# [Task requirements]
Your answer should be only a number: how many lines include the word "Output".

# [Records for the exercise]
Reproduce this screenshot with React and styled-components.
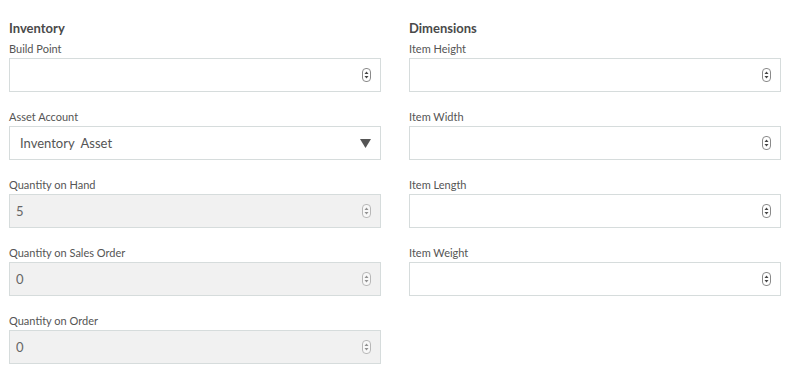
import styled, { createGlobalStyle } from 'styled-components';

const GlobalStyle = createGlobalStyle`
  body {
    margin: 0;
    background: #fff;
    font-family: Lato, "Open Sans", "Liberation Sans", sans-serif;
    color: #555;
  }
`;

const Page = styled.div`
  display: grid;
  grid-template-columns: 372px 372px;
  column-gap: 28px;
  padding: 20px 0 0 9px;
`;

const Column = styled.section`
  display: flex;
  flex-direction: column;
`;

const Heading = styled.h3`
  margin: 0 0 6px;
  font-size: 13px;
  line-height: 16px;
  font-weight: 700;
  color: #4a4a4a;
`;

const Field = styled.div`
  display: flex;
  flex-direction: column;
  gap: 2px;
  margin-bottom: 18px;
`;

const Label = styled.label`
  font-size: 11px;
  line-height: 14px;
  color: #555;
`;

const Box = styled.div`
  box-sizing: border-box;
  height: 34px;
  display: flex;
  align-items: center;
  border: 1px solid #d6dcdc;
  background: ${props => (props.disabled ? '#f1f1f1' : '#fff')};
  padding: 0 9px 0 ${props => (props.select ? '10px' : '6px')};
`;

const Input = styled.input`
  flex: 1;
  min-width: 0;
  border: none;
  outline: none;
  background: transparent;
  padding: 0;
  font-family: inherit;
  font-size: 13px;
  color: ${props => (props.disabled ? '#666' : '#555')};
`;

const SelectText = styled.span`
  flex: 1;
  font-size: 13px;
  color: #555;
  white-space: pre;
`;

const Spinner = ({ faded }) => (
  <svg width="9" height="14" viewBox="0 0 9 14" style={{ opacity: faded ? 0.55 : 1 }}>
    <rect x="0.5" y="0.5" width="8" height="13" rx="3.5" fill="#fff" stroke="#8a8a8a" />
    <path d="M4.5 3.5 L6.5 6 L2.5 6 Z" fill="#444" />
    <path d="M4.5 10.5 L6.5 8 L2.5 8 Z" fill="#444" />
  </svg>
);

const Caret = () => (
  <svg width="11" height="9" viewBox="0 0 11 9">
    <path d="M0 0 L11 0 L5.5 9 Z" fill="#555" />
  </svg>
);

const NumberField = ({ label, value, disabled }) => (
  <Field>
    <Label>{label}</Label>
    <Box disabled={disabled}>
      <Input type="text" defaultValue={value} disabled={disabled} />
      <Spinner faded={disabled} />
    </Box>
  </Field>
);

const App = () => {
  return (
    <>
      <GlobalStyle />
      <Page>
        <Column>
          <Heading>Inventory</Heading>
          <NumberField label="Build Point" value="" />
          <Field>
            <Label>Asset Account</Label>
            <Box select>
              <SelectText>Inventory  Asset</SelectText>
              <Caret />
            </Box>
          </Field>
          <NumberField label="Quantity on Hand" value="5" disabled />
          <NumberField label="Quantity on Sales Order" value="0" disabled />
          <NumberField label="Quantity on Order" value="0" disabled />
        </Column>
        <Column>
          <Heading>Dimensions</Heading>
          <NumberField label="Item Height" value="" />
          <NumberField label="Item Width" value="" />
          <NumberField label="Item Length" value="" />
          <NumberField label="Item Weight" value="" />
        </Column>
      </Page>
    </>
  );
};

export default App;
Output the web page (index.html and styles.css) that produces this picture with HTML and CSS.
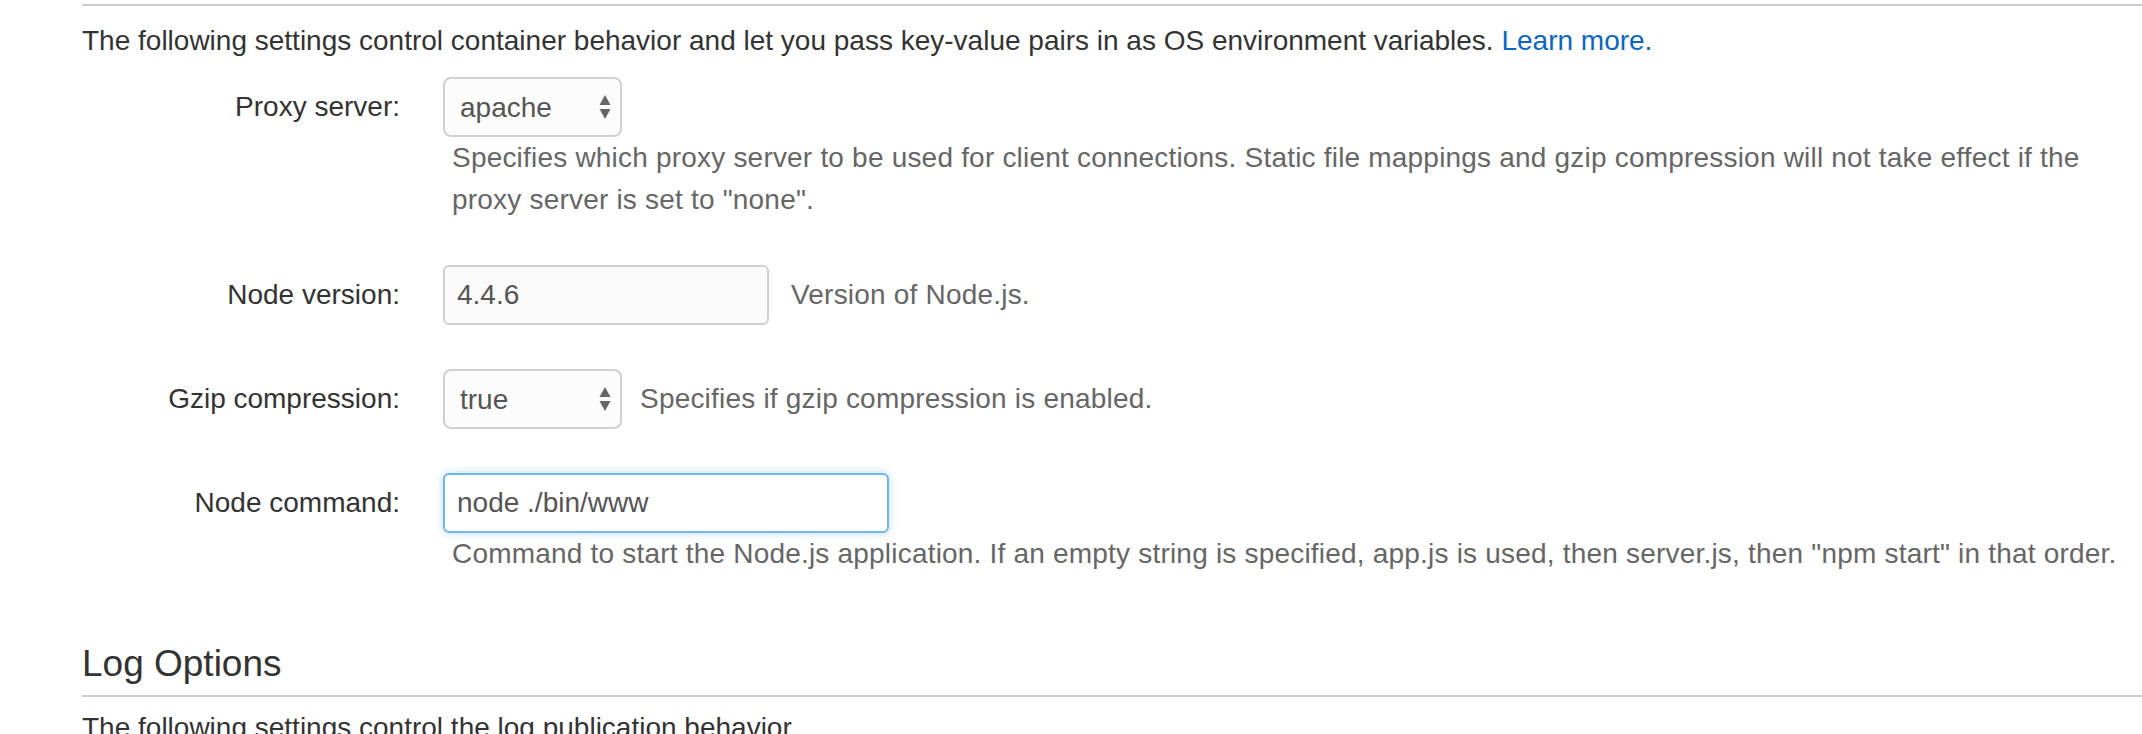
FILE: index.html
```html
<!DOCTYPE html>
<html lang="en">
<head>
<meta charset="utf-8">
<title>Container Options</title>
<link rel="stylesheet" href="styles.css">
</head>
<body>
<div class="page">
  <div class="rule rule-top"></div>
  <p class="intro">The following settings control container behavior and let you pass key-value pairs in as OS environment variables. <a href="#" class="link">Learn more.</a></p>

  <div class="form">
    <div class="group">
      <label class="label" for="proxy">Proxy server:</label>
      <div class="control">
        <div class="line">
          <span class="select-wrap select-sm">
            <select id="proxy" class="select"><option>apache</option><option>nginx</option><option>none</option></select>
            <svg class="arrows" width="12" height="26" viewBox="0 0 12 26"><path d="M6 1 L11.5 11 H0.5 Z" fill="#666"/><path d="M6 25 L11.5 15 H0.5 Z" fill="#666"/></svg>
          </span>
        </div>
        <p class="help help-block">Specifies which proxy server to be used for client connections. Static file mappings and gzip compression will not take effect if the proxy server is set to "none".</p>
      </div>
    </div>

    <div class="group">
      <label class="label" for="nodever">Node version:</label>
      <div class="control">
        <div class="line">
          <input id="nodever" class="input input-md" type="text" value="4.4.6">
          <span class="help help-inline help-inline-wide">Version of Node.js.</span>
        </div>
      </div>
    </div>

    <div class="group">
      <label class="label" for="gzip">Gzip compression:</label>
      <div class="control">
        <div class="line">
          <span class="select-wrap select-sm">
            <select id="gzip" class="select"><option>true</option><option>false</option></select>
            <svg class="arrows" width="12" height="26" viewBox="0 0 12 26"><path d="M6 1 L11.5 11 H0.5 Z" fill="#666"/><path d="M6 25 L11.5 15 H0.5 Z" fill="#666"/></svg>
          </span>
          <span class="help help-inline">Specifies if gzip compression is enabled.</span>
        </div>
      </div>
    </div>

    <div class="group">
      <label class="label" for="nodecmd">Node command:</label>
      <div class="control">
        <div class="line">
          <input id="nodecmd" class="input input-lg input-focus" type="text" value="node ./bin/www">
        </div>
        <p class="help help-block">Command to start the Node.js application. If an empty string is specified, app.js is used, then server.js, then "npm start" in that order.</p>
      </div>
    </div>
  </div>

  <h2 class="heading">Log Options</h2>
  <div class="rule"></div>
  <p class="intro intro-log">The following settings control the log publication behavior.</p>
</div>
</body>
</html>
```

FILE: styles.css
```css
* { box-sizing: border-box; }

html, body {
  margin: 0;
  padding: 0;
  background: #ffffff;
}

body {
  font-family: "Liberation Sans", Arial, sans-serif;
  font-size: 28px;
  color: #333333;
}

.page {
  padding: 4px 0 0 82px;
  overflow: hidden;
  height: 734px;
}

.rule {
  height: 2px;
  background: #cccccc;
}

.intro {
  margin: 14px 0 15px;
  line-height: 42px;
  color: #333333;
}

.link {
  color: #0b66c3;
  text-decoration: none;
}

.form {
  display: flex;
  flex-direction: column;
  gap: 44px;
}

.group {
  display: grid;
  grid-template-columns: 318px 1fr;
  column-gap: 43px;
  align-items: start;
}

.label {
  height: 60px;
  display: flex;
  align-items: center;
  justify-content: flex-end;
  color: #333333;
}

.control {
  display: flex;
  flex-direction: column;
}

.line {
  display: flex;
  align-items: center;
  height: 60px;
}

.select-wrap {
  position: relative;
  display: inline-block;
  height: 60px;
}

.select-sm { width: 179px; }

.select {
  appearance: none;
  -webkit-appearance: none;
  width: 100%;
  height: 60px;
  border: 2px solid #d0d0d0;
  border-radius: 8px;
  background: #fcfcfc;
  font-family: inherit;
  font-size: 28px;
  color: #555555;
  padding: 0 0 0 15px;
  margin: 0;
  outline: none;
}

.arrows {
  position: absolute;
  right: 11px;
  top: 17px;
}

.input {
  height: 60px;
  border: 2px solid #d0d0d0;
  border-radius: 6px;
  background: #fafafa;
  font-family: inherit;
  font-size: 28px;
  color: #555555;
  padding: 0 12px;
  margin: 0;
  outline: none;
}

.input-md { width: 326px; }
.input-lg { width: 446px; }

.input-focus {
  background: #ffffff;
  border-color: #72b4ec;
  box-shadow: 0 0 8px rgba(102, 175, 233, 0.45);
}

.help {
  color: #666666;
  line-height: 42px;
  letter-spacing: 0.2px;
}

.help-block {
  margin: 0;
  padding-left: 9px;
  padding-right: 20px;
}

.help-inline {
  margin-left: 18px;
}

.help-inline-wide {
  margin-left: 22px;
}

.heading {
  margin: 69px 0 0;
  font-weight: normal;
  font-size: 37px;
  line-height: 40px;
  padding-bottom: 11px;
  color: #333333;
}

.intro-log {
  margin-top: 10px;
}
```
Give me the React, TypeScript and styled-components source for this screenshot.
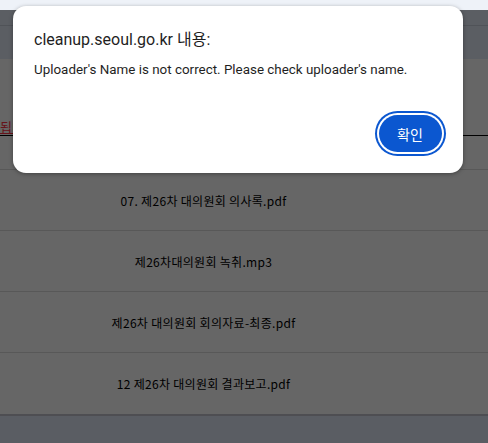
import React from "react";
import styled, { createGlobalStyle } from "styled-components";

const GlobalStyle = createGlobalStyle`
  html, body {
    margin: 0;
    padding: 0;
    background: #ffffff;
  }
  body {
    width: 488px;
    height: 443px;
    overflow: hidden;
    font-family: "Noto Sans CJK KR", "Noto Sans", sans-serif;
  }
`;

const Page = styled.div`
  position: relative;
  width: 488px;
  height: 443px;
  overflow: hidden;
  display: flex;
  flex-direction: column;
  background: #ffffff;
`;

const TopStrip = styled.div`
  height: 10px;
  flex-shrink: 0;
  background: #eef2f8;
`;

const Main = styled.div`
  position: relative;
  flex: 1;
  display: flex;
  flex-direction: column;
  background: #ffffff;
`;

const NavBar = styled.div`
  height: 15px;
  background: #e4ebf8;
  border-bottom: 1px solid #c8d0dc;
`;

const SubHeader = styled.div`
  height: 33px;
  background: #e4ebf8;
`;

const Notice = styled.div`
  height: 76px;
  display: flex;
  align-items: flex-end;
  border-bottom: 1px solid #000000;
  overflow: hidden;
`;

const NoticeText = styled.span`
  margin-bottom: 1px;
  font-family: "Noto Sans CJK KR", sans-serif;
  font-size: 13px;
  line-height: 14px;
  color: #ff3344;
  text-decoration: underline;
  white-space: nowrap;
`;

const Spacer = styled.div`
  height: 33px;
`;

const FileTable = styled.div`
  display: flex;
  flex-direction: column;
  border-top: 1px solid #dcdcdc;
`;

const FileRow = styled.div`
  display: grid;
  grid-template-columns: 407px 1fr;
  height: 60px;
  border-bottom: 1px solid #dcdcdc;
  &:last-child {
    border-bottom: 2px solid #c4c3cc;
    height: 61px;
  }
`;

const FileName = styled.div`
  display: flex;
  align-items: center;
  justify-content: center;
  font-family: "Noto Sans CJK KR", sans-serif;
  font-size: 12px;
  letter-spacing: 0.3px;
  color: #000000;
  white-space: nowrap;
`;

const Footer = styled.div`
  flex: 1;
  background: #e2e8f7;
`;

const Dim = styled.div`
  position: absolute;
  inset: 0;
  background: rgba(0, 0, 0, 0.6);
`;

const Dialog = styled.div`
  position: absolute;
  top: 6px;
  left: 13px;
  width: 450px;
  height: 167px;
  box-sizing: border-box;
  padding: 24px 17px 17px 21px;
  display: flex;
  flex-direction: column;
  background: #ffffff;
  border-radius: 13px;
  box-shadow: 0 1px 4px rgba(0, 0, 0, 0.35);
`;

const Title = styled.div`
  font-family: "Segoe UI", Roboto, "Noto Sans CJK KR", sans-serif;
  font-size: 16px;
  line-height: 20px;
  color: #1f1f1f;
`;

const Message = styled.div`
  margin-top: 11px;
  font-family: "Segoe UI", Roboto, "Noto Sans CJK KR", sans-serif;
  font-size: 13.4px;
  line-height: 18px;
  color: #1f1f1f;
`;

const Actions = styled.div`
  margin-top: auto;
  display: flex;
  justify-content: flex-end;
`;

const OkButton = styled.button`
  width: 63px;
  height: 37px;
  margin: 4px;
  border: none;
  border-radius: 19px;
  background: #0b57d0;
  color: #ffffff;
  font-family: "Noto Sans CJK KR", sans-serif;
  font-size: 14px;
  box-shadow: 0 0 0 2px #ffffff, 0 0 0 4px #0b57d0;
  cursor: pointer;
  padding: 0 1px 0 0;
`;

const files = [
  "07. 제26차 대의원회 의사록.pdf",
  "제26차대의원회 녹취.mp3",
  "제26차 대의원회 회의자료-최종.pdf",
  "12 제26차 대의원회 결과보고.pdf",
];

export default function App() {
  return (
    <>
      <GlobalStyle />
      <Page>
        <TopStrip />
        <Main>
          <NavBar />
          <SubHeader />
          <Notice>
            <NoticeText>됩니다.</NoticeText>
          </Notice>
          <Spacer />
          <FileTable>
            {files.map((f) => (
              <FileRow key={f}>
                <FileName>{f}</FileName>
                <div />
              </FileRow>
            ))}
          </FileTable>
          <Footer />
          <Dim />
        </Main>
        <Dialog role="alertdialog">
          <Title>cleanup.seoul.go.kr 내용:</Title>
          <Message>Uploader's Name is not correct. Please check uploader's name.</Message>
          <Actions>
            <OkButton>확인</OkButton>
          </Actions>
        </Dialog>
      </Page>
    </>
  );
}
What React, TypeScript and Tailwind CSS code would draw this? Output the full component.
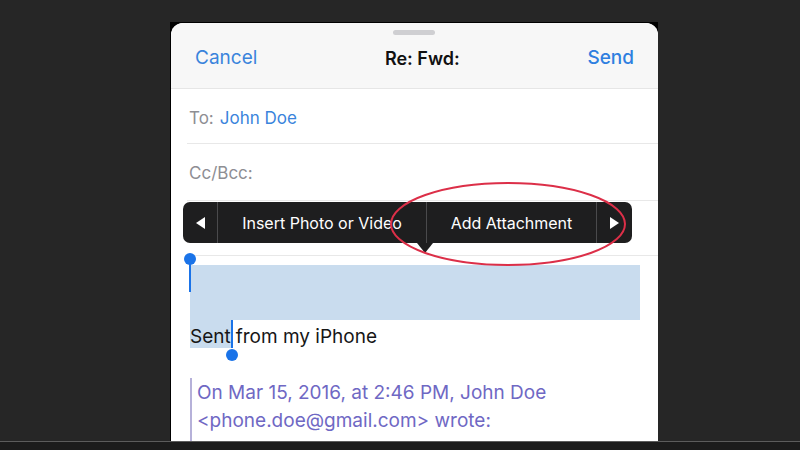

# [Complete answer]
2